Stated task - All lines in the data bearing the string "TypeScript" should be identified and copied.

Listing -

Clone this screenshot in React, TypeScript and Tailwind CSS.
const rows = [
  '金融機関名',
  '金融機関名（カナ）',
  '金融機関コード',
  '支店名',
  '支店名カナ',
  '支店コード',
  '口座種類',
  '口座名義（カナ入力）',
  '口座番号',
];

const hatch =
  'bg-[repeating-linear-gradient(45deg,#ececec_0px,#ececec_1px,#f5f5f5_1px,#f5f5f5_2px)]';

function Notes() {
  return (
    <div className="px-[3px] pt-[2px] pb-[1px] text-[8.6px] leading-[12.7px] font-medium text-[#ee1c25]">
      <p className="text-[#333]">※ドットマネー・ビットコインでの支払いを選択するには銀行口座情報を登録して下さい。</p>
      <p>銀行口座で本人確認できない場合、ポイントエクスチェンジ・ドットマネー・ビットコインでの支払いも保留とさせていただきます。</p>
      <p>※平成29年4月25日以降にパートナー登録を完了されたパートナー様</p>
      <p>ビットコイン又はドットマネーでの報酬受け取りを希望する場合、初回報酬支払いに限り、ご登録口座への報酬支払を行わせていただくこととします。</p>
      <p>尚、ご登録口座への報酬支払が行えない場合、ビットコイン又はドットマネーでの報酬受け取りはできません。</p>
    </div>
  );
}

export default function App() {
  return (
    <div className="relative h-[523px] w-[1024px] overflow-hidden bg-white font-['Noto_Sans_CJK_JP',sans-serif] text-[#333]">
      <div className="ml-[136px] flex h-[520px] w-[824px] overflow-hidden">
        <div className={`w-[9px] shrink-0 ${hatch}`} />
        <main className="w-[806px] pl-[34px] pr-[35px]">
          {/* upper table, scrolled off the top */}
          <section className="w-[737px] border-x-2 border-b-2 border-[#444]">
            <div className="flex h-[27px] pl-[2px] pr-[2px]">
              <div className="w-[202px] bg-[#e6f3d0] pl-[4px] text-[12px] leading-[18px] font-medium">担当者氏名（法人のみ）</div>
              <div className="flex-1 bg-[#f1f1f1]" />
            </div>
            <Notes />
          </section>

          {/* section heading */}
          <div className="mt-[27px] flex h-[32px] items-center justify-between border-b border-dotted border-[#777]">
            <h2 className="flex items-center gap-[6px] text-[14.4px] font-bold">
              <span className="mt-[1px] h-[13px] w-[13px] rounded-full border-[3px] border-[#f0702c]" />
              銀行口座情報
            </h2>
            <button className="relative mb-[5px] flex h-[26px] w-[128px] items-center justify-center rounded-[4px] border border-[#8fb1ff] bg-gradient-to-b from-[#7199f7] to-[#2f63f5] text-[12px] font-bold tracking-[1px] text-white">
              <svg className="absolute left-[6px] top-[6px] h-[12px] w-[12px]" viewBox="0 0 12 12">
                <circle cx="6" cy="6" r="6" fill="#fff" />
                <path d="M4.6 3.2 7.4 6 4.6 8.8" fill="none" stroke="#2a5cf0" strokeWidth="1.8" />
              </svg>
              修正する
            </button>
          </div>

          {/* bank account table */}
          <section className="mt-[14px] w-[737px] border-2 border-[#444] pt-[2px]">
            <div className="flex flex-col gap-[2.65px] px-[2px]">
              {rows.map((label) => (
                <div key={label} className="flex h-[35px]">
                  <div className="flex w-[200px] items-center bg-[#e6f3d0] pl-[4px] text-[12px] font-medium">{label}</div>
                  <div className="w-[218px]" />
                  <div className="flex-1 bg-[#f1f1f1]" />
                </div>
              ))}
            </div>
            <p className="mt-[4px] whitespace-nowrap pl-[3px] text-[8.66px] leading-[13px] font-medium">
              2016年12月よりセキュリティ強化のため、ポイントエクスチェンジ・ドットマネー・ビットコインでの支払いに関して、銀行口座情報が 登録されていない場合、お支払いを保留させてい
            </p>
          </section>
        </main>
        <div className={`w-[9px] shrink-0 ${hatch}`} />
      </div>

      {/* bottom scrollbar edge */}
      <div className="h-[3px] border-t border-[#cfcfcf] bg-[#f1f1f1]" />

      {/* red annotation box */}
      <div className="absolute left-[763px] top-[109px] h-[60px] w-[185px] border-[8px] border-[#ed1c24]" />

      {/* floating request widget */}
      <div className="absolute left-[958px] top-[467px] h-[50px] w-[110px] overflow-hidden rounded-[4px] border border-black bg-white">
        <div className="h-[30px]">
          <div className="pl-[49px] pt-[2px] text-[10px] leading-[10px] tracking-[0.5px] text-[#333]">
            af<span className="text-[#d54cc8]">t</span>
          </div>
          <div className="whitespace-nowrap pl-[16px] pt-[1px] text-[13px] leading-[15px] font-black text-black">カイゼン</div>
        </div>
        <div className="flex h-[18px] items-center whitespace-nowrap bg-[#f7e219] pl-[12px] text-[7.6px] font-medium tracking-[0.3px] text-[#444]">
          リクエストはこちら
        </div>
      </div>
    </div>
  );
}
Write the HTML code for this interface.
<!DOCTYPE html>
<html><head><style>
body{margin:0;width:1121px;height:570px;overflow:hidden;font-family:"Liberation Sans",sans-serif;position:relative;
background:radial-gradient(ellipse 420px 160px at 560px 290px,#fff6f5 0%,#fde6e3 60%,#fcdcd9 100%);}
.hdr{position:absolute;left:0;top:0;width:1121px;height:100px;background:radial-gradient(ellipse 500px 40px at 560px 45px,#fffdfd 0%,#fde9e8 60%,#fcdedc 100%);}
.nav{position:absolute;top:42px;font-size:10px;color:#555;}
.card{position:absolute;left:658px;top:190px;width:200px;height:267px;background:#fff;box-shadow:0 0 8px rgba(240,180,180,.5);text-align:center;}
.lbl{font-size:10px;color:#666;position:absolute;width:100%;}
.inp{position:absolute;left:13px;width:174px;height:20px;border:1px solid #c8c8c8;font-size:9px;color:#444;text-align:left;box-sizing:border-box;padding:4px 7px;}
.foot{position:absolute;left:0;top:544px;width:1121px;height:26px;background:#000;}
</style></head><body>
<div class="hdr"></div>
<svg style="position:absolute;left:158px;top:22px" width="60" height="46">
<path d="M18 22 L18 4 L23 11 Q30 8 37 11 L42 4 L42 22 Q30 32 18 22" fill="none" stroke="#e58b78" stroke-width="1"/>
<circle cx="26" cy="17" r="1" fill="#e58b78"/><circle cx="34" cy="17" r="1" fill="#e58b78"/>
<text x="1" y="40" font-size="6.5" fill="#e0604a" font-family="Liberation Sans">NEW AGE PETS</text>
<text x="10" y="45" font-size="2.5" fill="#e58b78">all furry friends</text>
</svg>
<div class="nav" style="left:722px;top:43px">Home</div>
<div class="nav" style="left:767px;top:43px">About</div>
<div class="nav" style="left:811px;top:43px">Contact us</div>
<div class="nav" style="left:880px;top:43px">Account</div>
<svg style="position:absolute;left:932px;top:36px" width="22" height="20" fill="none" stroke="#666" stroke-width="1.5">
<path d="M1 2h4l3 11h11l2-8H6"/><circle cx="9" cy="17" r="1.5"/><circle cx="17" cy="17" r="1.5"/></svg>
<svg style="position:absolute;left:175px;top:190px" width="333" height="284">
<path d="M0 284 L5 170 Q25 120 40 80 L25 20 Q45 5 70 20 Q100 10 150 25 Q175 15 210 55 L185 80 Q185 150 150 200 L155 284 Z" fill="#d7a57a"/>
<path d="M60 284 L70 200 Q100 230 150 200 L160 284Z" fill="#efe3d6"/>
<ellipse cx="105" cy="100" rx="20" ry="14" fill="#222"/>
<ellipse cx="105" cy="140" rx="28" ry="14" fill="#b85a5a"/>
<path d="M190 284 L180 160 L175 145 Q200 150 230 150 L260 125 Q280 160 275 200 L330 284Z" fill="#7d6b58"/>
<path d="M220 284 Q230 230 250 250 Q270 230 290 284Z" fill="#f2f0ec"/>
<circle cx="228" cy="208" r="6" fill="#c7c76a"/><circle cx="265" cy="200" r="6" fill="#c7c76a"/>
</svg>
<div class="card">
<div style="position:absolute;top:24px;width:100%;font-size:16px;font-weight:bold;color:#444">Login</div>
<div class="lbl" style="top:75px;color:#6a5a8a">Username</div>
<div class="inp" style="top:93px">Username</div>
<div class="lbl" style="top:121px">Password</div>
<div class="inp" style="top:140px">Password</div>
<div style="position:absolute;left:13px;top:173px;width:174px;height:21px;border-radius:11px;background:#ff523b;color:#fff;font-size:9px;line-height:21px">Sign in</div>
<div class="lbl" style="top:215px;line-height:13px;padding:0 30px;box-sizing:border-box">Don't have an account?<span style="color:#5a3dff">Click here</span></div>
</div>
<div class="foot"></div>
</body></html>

==

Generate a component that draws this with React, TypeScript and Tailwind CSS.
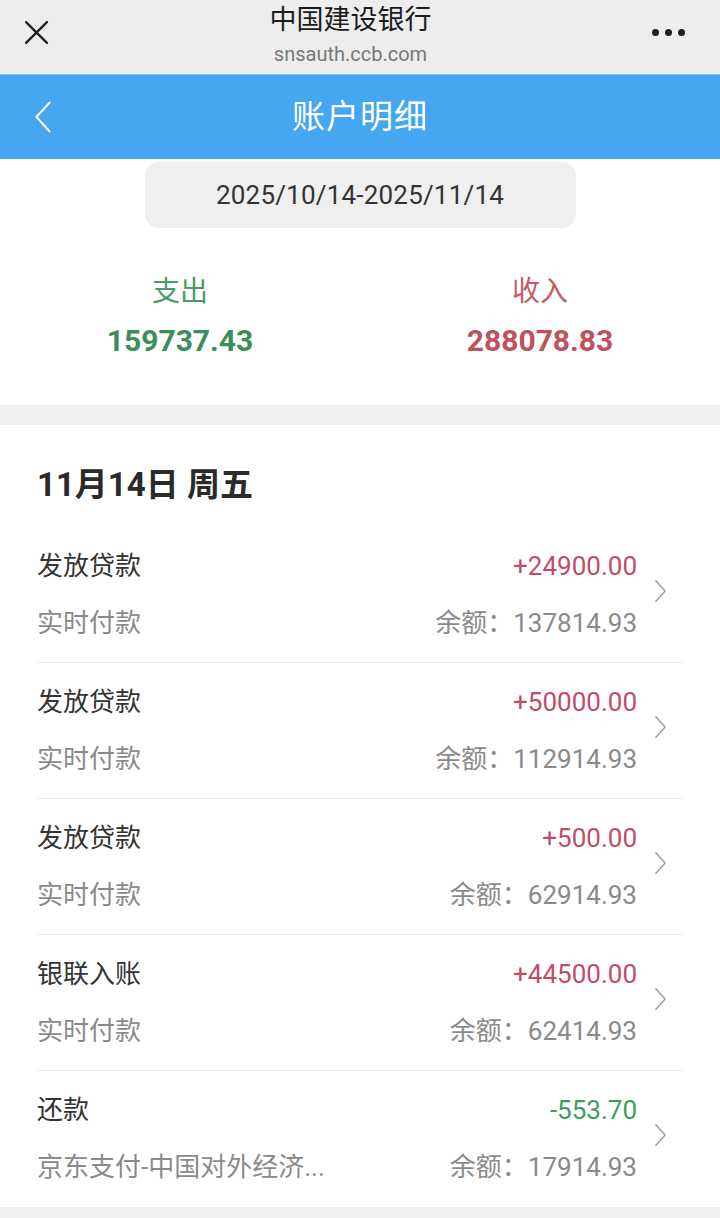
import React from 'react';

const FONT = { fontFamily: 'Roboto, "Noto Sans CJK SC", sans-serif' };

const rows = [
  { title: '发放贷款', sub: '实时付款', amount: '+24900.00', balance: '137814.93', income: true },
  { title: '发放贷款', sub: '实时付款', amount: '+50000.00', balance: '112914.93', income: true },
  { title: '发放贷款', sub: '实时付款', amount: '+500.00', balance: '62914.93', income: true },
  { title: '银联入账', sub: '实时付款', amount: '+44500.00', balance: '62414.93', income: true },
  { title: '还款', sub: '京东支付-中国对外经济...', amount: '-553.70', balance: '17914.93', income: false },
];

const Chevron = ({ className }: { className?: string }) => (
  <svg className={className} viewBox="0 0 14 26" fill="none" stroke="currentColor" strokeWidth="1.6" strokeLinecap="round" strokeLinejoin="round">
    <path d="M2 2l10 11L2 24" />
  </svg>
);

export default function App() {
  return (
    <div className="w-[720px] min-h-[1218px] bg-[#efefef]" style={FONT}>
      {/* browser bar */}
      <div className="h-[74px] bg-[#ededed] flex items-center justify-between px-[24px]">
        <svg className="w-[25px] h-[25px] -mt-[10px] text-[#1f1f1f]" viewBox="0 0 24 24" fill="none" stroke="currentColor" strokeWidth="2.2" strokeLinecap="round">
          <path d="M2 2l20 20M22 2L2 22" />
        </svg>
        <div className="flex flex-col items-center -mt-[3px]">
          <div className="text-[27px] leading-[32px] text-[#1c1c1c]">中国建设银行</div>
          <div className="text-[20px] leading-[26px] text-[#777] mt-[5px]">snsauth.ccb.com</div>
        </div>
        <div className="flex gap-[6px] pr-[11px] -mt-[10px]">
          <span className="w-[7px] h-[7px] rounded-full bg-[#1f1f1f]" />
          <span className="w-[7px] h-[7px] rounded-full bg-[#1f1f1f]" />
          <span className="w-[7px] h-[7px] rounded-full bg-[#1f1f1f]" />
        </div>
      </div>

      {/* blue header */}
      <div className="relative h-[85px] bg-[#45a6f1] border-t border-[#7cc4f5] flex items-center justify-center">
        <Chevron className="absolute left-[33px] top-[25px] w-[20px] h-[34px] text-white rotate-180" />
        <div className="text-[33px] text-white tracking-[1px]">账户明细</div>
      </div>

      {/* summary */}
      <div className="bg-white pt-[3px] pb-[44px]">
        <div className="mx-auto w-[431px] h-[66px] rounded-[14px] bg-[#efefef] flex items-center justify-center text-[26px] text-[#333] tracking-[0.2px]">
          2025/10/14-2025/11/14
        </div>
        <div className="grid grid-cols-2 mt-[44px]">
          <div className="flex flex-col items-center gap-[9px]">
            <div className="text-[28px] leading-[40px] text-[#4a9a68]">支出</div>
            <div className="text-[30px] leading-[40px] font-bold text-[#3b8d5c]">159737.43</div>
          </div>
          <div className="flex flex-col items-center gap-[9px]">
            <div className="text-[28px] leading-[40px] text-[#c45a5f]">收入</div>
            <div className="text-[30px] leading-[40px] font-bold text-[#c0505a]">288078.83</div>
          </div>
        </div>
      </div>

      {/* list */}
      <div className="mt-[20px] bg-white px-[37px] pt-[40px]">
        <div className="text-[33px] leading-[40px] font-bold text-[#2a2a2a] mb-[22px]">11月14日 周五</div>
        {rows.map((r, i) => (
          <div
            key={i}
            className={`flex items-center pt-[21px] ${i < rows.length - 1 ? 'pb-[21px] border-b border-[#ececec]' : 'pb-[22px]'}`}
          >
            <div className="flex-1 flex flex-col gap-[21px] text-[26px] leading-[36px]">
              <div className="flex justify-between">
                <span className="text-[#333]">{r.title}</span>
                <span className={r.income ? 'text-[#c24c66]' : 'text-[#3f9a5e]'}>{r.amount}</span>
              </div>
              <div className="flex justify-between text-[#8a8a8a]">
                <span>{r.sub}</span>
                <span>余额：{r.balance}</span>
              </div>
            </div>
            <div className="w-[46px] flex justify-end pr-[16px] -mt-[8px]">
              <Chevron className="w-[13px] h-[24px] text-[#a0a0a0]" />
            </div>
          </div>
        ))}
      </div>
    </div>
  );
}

Correct output -
Clone this screenshot in React, TypeScript and Tailwind CSS.
Generate a component that draws this with React, TypeScript and Tailwind CSS.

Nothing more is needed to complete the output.